California blueberry growers are tickled pink as they ramp up production for their 2014 season. Alexander Ott, executive director of the California Blueberry Commission, places volume in the neighborhood of 54 million pounds. "That's slightly higher than last year," he told The Produce News.

Weather during the growing season has been favorable, and temperatures have been warm. "The harvest is starting to pick up now," he said April 18, adding that activity began a full 10 days ahead of normal timetables. Production will peak in mid-May and finish in mid-June.bbopenCalifornia blueberry producers are expected to market 54 million pounds of blueberries in 2014. (Photo courtesy of Homegrown Organic Farms)

California is home to 80 blueberry growers and 20 handlers, and the Golden State continues its national ranking as the fifth-largest blueberry producer. The majority of California blueberries are marketed domestically. "We export roughly 20 percent of our product," Ott commented.
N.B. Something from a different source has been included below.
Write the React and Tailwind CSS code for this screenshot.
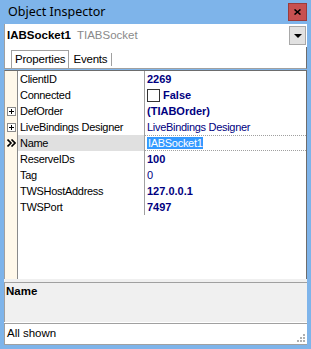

Growers have faced challenges in 2014, and water is a topic on everyone's mind. California continues a downward spiral as drought conditions worsen and increasing restrictions on water use are imposed. "It's nerve-racking," Ott noted. "Water [conditions] right now are unprecedented."

Agricultural producers bringing in crops at the beginning of the spring and early summer hope to take advantage of rainfall. But as the year progresses, the potential for rainfall dries up.

According to Ott, some growers are seeking to deepen their wells by as much as a factor of two. While wells can be dug deeper, Ott went on to say that the administrative process generally takes two years, creating an obvious bind.

"If we have another bad drought next year, we'll be in serious trouble," he said of the effect on California agriculture. "The U.S. is used to buying fruit and vegetables whenever they want." Some producers could move to planting more drought-tolerant commodities in place of crops such as fruit. "We're at critical mass now," he continued. "We'll have to deal with the consequences of agriculture leaving California."

As for the issue of water storage projects, Ott summed it up this way: "There's a lot of lip service but not a lot of action."

The second issue of continued concern is access to an adequate labor force. Ott expects blueberry growers will find the labor they need to bring in this year's crop. But he said that the supply of workers begins to diminish as laborers find jobs in California's construction trade and housing market.